NANAIMO – Re: Everyday items often overlooked in food donations, Letters, Nov. 13.

To the Editor,

Re: Everyday items often overlooked in food donations, Letters, Nov. 13.

Catherine Melnyk and her story about living in poverty brings up an interesting fact that her hydro bill has doubled in the past year.

Let’s assume that low rental accommodations are mostly heated with electric baseboard heating.

And with cold weather, the heating usage becomes more frequent and required.

And as electrical consumption increases, the bill should increase in theory by the amount used or a price per kilowatt.

But in all unfairness, a higher billing matrix of metering electricity as a heat source has targeted the poor and working class family.

You would think the government would support this cleanest energy and promote it instead of alternate dirty fuels such as wood or heating oil.

The current government agrees with B.C. Hydro’s theory that the two-step matrix billing of electricity will curb electricity abuse.

On an electrical bill, once you surpass your Step 1 usage, your rate per kilowatt increases at Step 2 by an average 30 per cent.

B.C. Hydro’s two-step billing makes absolutely no marketing sense and would never work in a market that has retail competition.

It is another example of how society is taxing the poor and middle class who live in older homes.

Homes that for cost or mechanical reasons, cannot be refit with modern efficient heat pumps.
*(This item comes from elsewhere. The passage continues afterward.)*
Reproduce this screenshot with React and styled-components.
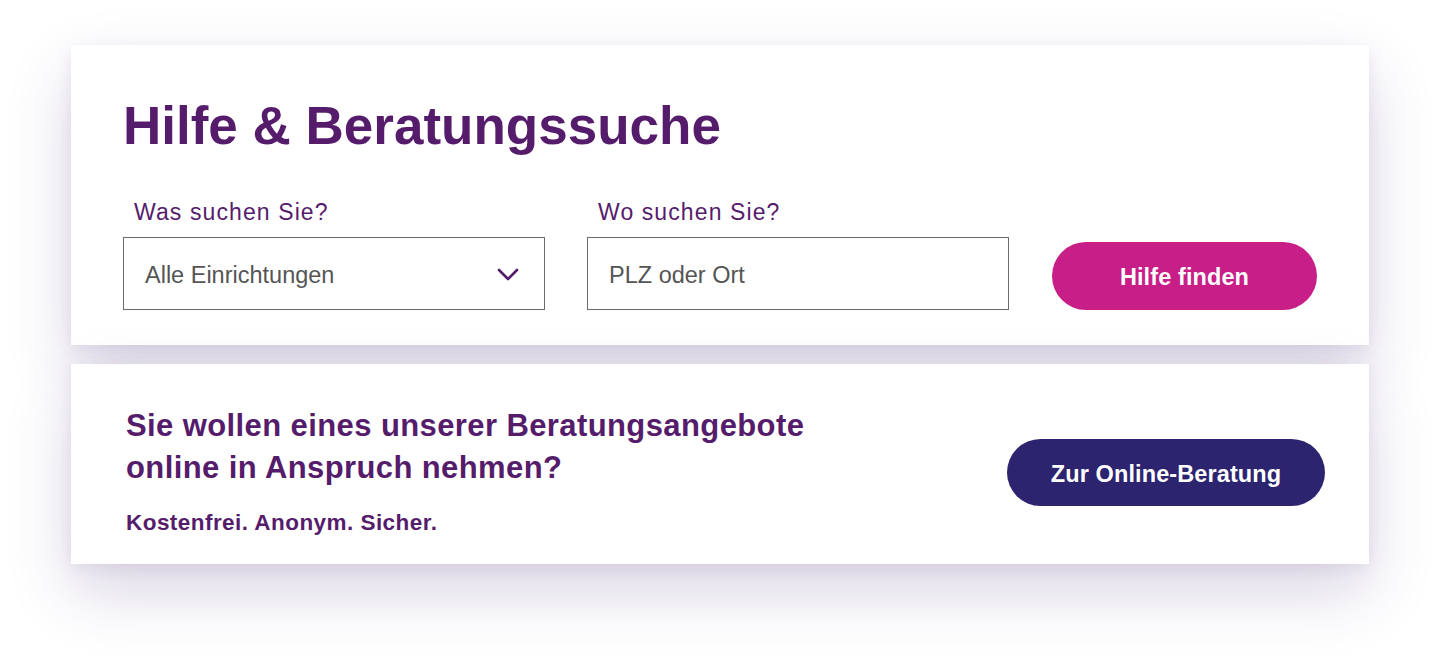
import React from "react";
import styled, { createGlobalStyle } from "styled-components";

const Global = createGlobalStyle`
  html, body { margin: 0; padding: 0; background: #ffffff; }
  body { font-family: "Liberation Sans", Arial, sans-serif; }
  * { box-sizing: border-box; }
`;

const Page = styled.div`
  width: 1440px;
  height: 662px;
  padding: 45px 71px 0 71px;
  display: flex;
  flex-direction: column;
  gap: 19px;
  overflow: hidden;
`;

const Card = styled.section`
  background: #ffffff;
  height: ${(p) => p.$h}px;
  box-shadow: 0 28px 60px rgba(72, 44, 122, 0.2), 0 4px 14px rgba(72, 44, 122, 0.08);
`;

const SearchCard = styled(Card)`
  padding: 54px 52px 0 52px;
`;

const Title = styled.h1`
  margin: 0;
  color: #561c6c;
  font-size: 53px;
  font-weight: 700;
  line-height: 53px;
`;

const FormRow = styled.div`
  display: flex;
  align-items: flex-end;
  margin-top: 47px;
`;

const Field = styled.div`
  display: flex;
  flex-direction: column;
  width: 422px;
  margin-right: ${(p) => p.$mr}px;
`;

const Label = styled.label`
  color: #561c6c;
  font-size: 23px;
  line-height: 26px;
  letter-spacing: 1.1px;
  padding-left: 11px;
  margin-bottom: 12px;
`;

const Box = styled.div`
  height: 73px;
  border: 1px solid #6b6b6b;
  display: flex;
  align-items: center;
  justify-content: space-between;
  padding: 3px 25px 0 21px;
  font-size: 23.5px;
  color: #555555;
`;

const PillButton = styled.button`
  width: ${(p) => p.$w}px;
  height: ${(p) => p.$h}px;
  margin-top: ${(p) => p.$mt || 0}px;
  flex-shrink: 0;
  border: none;
  border-radius: 34px;
  background: ${(p) => p.$bg};
  color: #ffffff;
  font-family: "Liberation Sans", Arial, sans-serif;
  font-weight: 700;
  font-size: 23.5px;
  letter-spacing: 0.1px;
  cursor: pointer;
  padding: 3px 0 0 0;
  display: flex;
  align-items: center;
  justify-content: center;
`;

const OnlineCard = styled(Card)`
  display: flex;
  align-items: flex-start;
  justify-content: space-between;
  padding: 41px 44px 0 55px;
`;

const TextBlock = styled.div`
  display: flex;
  flex-direction: column;
`;

const Question = styled.h2`
  margin: 0;
  color: #561c6c;
  font-size: 31px;
  font-weight: 700;
  line-height: 42px;
  letter-spacing: 0.4px;
`;

const Sub = styled.p`
  margin: 21px 0 0 0;
  color: #561c6c;
  font-size: 22.5px;
  font-weight: 700;
  line-height: 26px;
  letter-spacing: 0.45px;
`;

const Chevron = () => (
  <svg width="22" height="14" viewBox="0 0 22 14" fill="none">
    <path d="M2 2 L11 11 L20 2" stroke="#561c6c" strokeWidth="2.6" strokeLinecap="round" strokeLinejoin="round" />
  </svg>
);

export default function App() {
  return (
    <>
      <Global />
      <Page>
        <SearchCard $h={300}>
          <Title>Hilfe &amp; Beratungssuche</Title>
          <FormRow>
            <Field $mr={42}>
              <Label>Was suchen Sie?</Label>
              <Box>
                <span>Alle Einrichtungen</span>
                <Chevron />
              </Box>
            </Field>
            <Field $mr={43}>
              <Label>Wo suchen Sie?</Label>
              <Box>
                <span>PLZ oder Ort</span>
              </Box>
            </Field>
            <PillButton $w={265} $h={68} $bg="#c71e87">Hilfe finden</PillButton>
          </FormRow>
        </SearchCard>
        <OnlineCard $h={200}>
          <TextBlock>
            <Question>
              Sie wollen eines unserer Beratungsangebote
              <br />
              online in Anspruch nehmen?
            </Question>
            <Sub>Kostenfrei. Anonym. Sicher.</Sub>
          </TextBlock>
          <PillButton $w={318} $h={67} $mt={34} $bg="#2d2470">
            Zur Online-Beratung
          </PillButton>
        </OnlineCard>
      </Page>
    </>
  );
}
This is discrimination at its finest.

The meter technology has been installed in every house and can now determine whether a home is consuming power for heat.

Price equalities need to reflect fair market values. The carbon offset of electricity should be adjusted on Step 2. Promote the use of the greenest fuel.

Does this not make sense?

Give the working class and the poor a reason not to burn wood.